Lunch eventually happened. Russ loves hot biscuits and we used our cell phones to coordinate when those biscuits went in the oven for ideal serving temp. How would we have fared when there were no cell phones?

Late in the day yesterday I took the truck and trailer up to the pasture so that the cowboys working up there could trailer home, it was days end. I want to paint a word picture for you. I nervously drove the truck down muddy roads, 40 km/hr max speed, once I turned into the pasture the trail was quite obvious and I made my way to the chute. I could see a few cowboys huddled against the wind holding onto their horses. I wanted to take a picture but there are times that its just not appropriate. As I hopped out I could hear Morgan say, “we will do three and two”, I said, “how can I help?” “Hold the trailer door Mom”, was the reply. That was easier said than done as the wind grabbing that wide door meant I was holding back alot of force. I did it. It was during these moments that an unexpected thing happened.
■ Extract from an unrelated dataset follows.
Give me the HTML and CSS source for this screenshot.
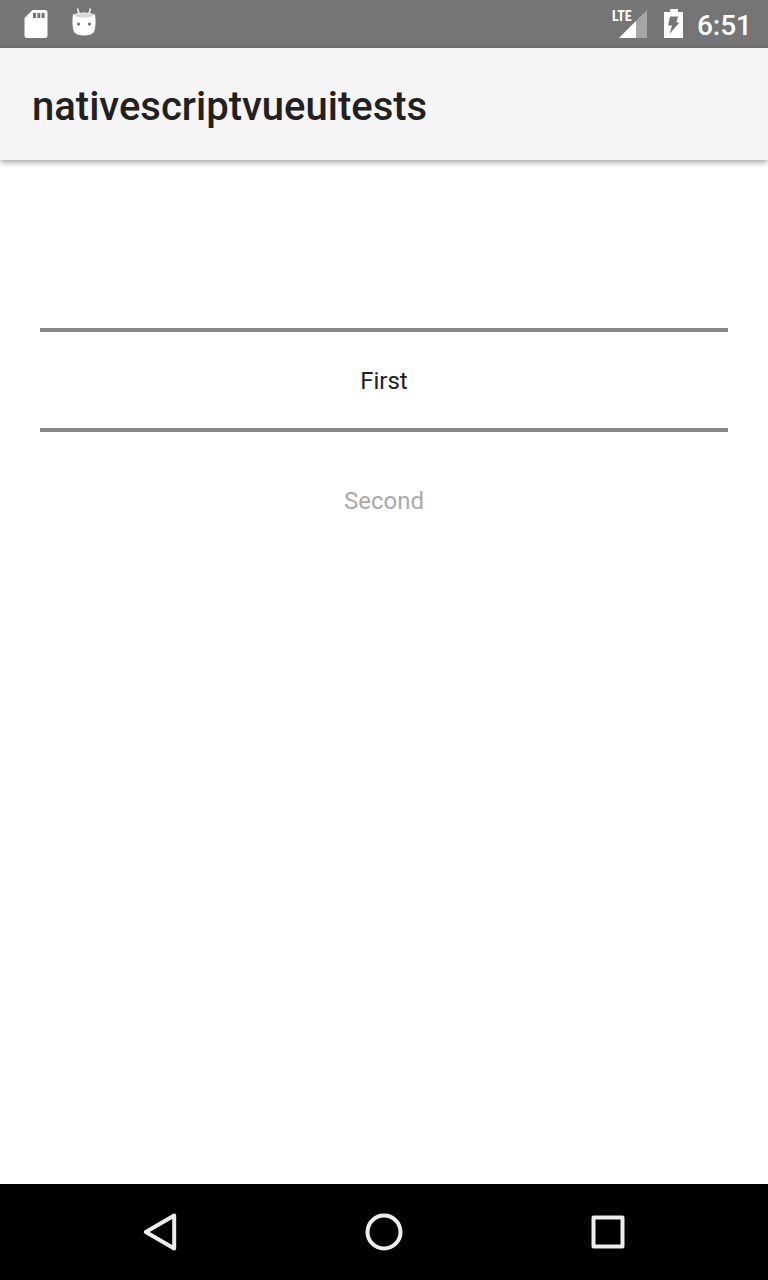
FILE: index.html
```html
<!DOCTYPE html>
<html lang="en">
<head>
<meta charset="utf-8">
<meta name="viewport" content="width=device-width, initial-scale=1">
<title>nativescriptvueuitests</title>
<link rel="stylesheet" href="styles.css">
</head>
<body>
<div class="status-bar">
  <div class="status-group notifications">
    <svg width="24" height="48" viewBox="0 0 24 48" aria-hidden="true">
      <path fill="#fff" fill-rule="evenodd" d="M8.500 10H21a2.500 2.500 0 0 1 2.500 2.500v23a2.500 2.500 0 0 1-2.500 2.500H3a2.500 2.500 0 0 1-2.500-2.500V18zM9 13v5h3v-5zM13.300 13v5h3v-5zM17.600 13v5h3v-5z"/>
    </svg>
    <svg width="24" height="48" viewBox="0 0 24 48" aria-hidden="true">
      <path d="M5.500 8.500l1.500 5M18.500 8.500l-1.500 5" stroke="#fff" stroke-width="1.500" fill="none"/>
      <path fill="#fff" d="M1 14.500Q12 10.500 23 14.500Q24.500 26 22 32Q19 35.500 12 35.500T2 32Q-.5 26 1 14.500z"/>
      <path fill="#d9d9d9" d="M1.500 14.800Q12 11 22.500 14.800Q20 17.800 12 17.800T1.500 14.800z"/>
      <circle cx="6.500" cy="24" r="1.500" fill="#666"/><circle cx="17.500" cy="24" r="1.500" fill="#666"/>
    </svg>
  </div>
  <div class="status-group">
    <div class="signal">
      <svg width="36" height="48" viewBox="0 0 36 48" aria-hidden="true">
        <path fill="#fff" fill-opacity=".35" d="M35 10v28H7z"/>
        <path fill="#fff" d="M24 21v17H7z"/>
      </svg>
      <span class="network">LTE</span>
    </div>
    <svg class="battery" width="20" height="48" viewBox="0 0 20 48" aria-hidden="true">
      <path fill="#fff" d="M6 9h8v3h5v26H0V12h6z"/>
      <path fill="#757575" d="M6 16.500H14L12.500 22.500H15.500L5.500 34l2.500-8.500H4z"/>
    </svg>
    <time class="clock">6:51</time>
  </div>
</div>
<header class="action-bar">
  <h1 class="title">nativescriptvueuitests</h1>
</header>
<main class="content">
  <div class="picker" role="listbox" aria-label="Item">
    <button class="option selected" type="button" role="option" aria-selected="true">First</button>
    <button class="option next" type="button" role="option" aria-selected="false">Second</button>
  </div>
</main>
<nav class="nav-bar" aria-label="System">
  <button class="nav-button" type="button" aria-label="Back">
    <svg width="48" height="48" viewBox="0 0 48 48" fill="none" stroke="#eee" stroke-width="4" stroke-linejoin="round"><path d="M38.200 7.500v33L9.800 24z"/></svg>
  </button>
  <button class="nav-button" type="button" aria-label="Home">
    <svg width="48" height="48" viewBox="0 0 48 48" fill="none" stroke="#eee" stroke-width="4"><circle cx="24" cy="24" r="16.500"/></svg>
  </button>
  <button class="nav-button" type="button" aria-label="Overview">
    <svg width="48" height="48" viewBox="0 0 48 48" fill="none" stroke="#eee" stroke-width="4" stroke-linejoin="round"><path d="M9.500 9.500h29v29h-29z"/></svg>
  </button>
</nav>
</body>
</html>
```
FILE: styles.css
```css
* {
  box-sizing: border-box;
}

body {
  margin: 0;
  min-height: 100vh;
  display: flex;
  flex-direction: column;
  background: #fff;
  color: #212121;
  font-family: Roboto, "Noto Sans", sans-serif;
}

svg {
  display: block;
}

button {
  border: 0;
  padding: 0;
  background: none;
  font: inherit;
  color: inherit;
}

.status-bar {
  display: flex;
  justify-content: space-between;
  height: 48px;
  padding: 0 16px 0 24px;
  background: #757575;
  color: #fff;
}

.status-group {
  display: flex;
  align-items: center;
}

.notifications {
  gap: 24px;
}

.signal {
  position: relative;
}

.network {
  position: absolute;
  left: 0;
  top: 8px;
  font-family: "Roboto Condensed", "Liberation Sans Narrow", Roboto, sans-serif;
  font-size: 14px;
  font-weight: 700;
  line-height: 16px;
}

.battery {
  margin: 0 13px 0 16px;
}

.clock {
  padding-top: 4px;
  font-size: 28px;
  font-weight: 500;
  line-height: 32px;
}

.action-bar {
  display: flex;
  align-items: center;
  height: 112px;
  padding: 6px 32px 0;
  background: #f5f5f5;
  box-shadow: 0 2px 6px rgba(0, 0, 0, 0.4);
}

.title {
  margin: 0;
  font-size: 40px;
  font-weight: 500;
  line-height: 48px;
}

.content {
  flex: 1;
  padding: 168px 40px 0;
}

.picker {
  display: flex;
  flex-direction: column;
}

.option {
  font-size: 24px;
  line-height: 32px;
  text-align: center;
}

.selected {
  height: 104px;
  padding-top: 2px;
  border-top: 4px solid #888;
  border-bottom: 4px solid #888;
}

.next {
  padding: 53px 0 40px;
  color: #a9a9a9;
}

.nav-bar {
  display: flex;
  justify-content: center;
  gap: 64px;
  height: 96px;
  background: #000;
}

.nav-button {
  display: flex;
  align-items: center;
  justify-content: center;
  width: 160px;
}
```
As Morgan began loading the three horses into the front compartment David Powell appeared with a horse in hand, perhaps it was Russell’s or Anja’s. ( They were at home dealing with sick calves and stressed cows.) I had been told David was coming out after work but not staying for supper, I didn’t realize he would stay so late though, and through the wind and the wet sleet blowing at us his very cheerful face emerged with a hearty, “hello Kathy!” I couldn’t believe the cheer amid the trying, somewhat tense conditions. Now, he had not been at it all day like the rest of the crew, but was likely up at 5 to get his regular work done so he could come out. This cameraderie, support and willingness to suffer, qualities that Laurie, Anja and David all show in spades, give us added courage and we keep going.

The bad weather is not expected to move on until tomorrow at this time. We are hopeful to have power restored before the end of the day. I am now sitting at Grandma Shirley’s kitchen table (she has power), I am poised to work on the funeral service for Saturday. There are plenty more pictures I want to share. These calving days are full of stories.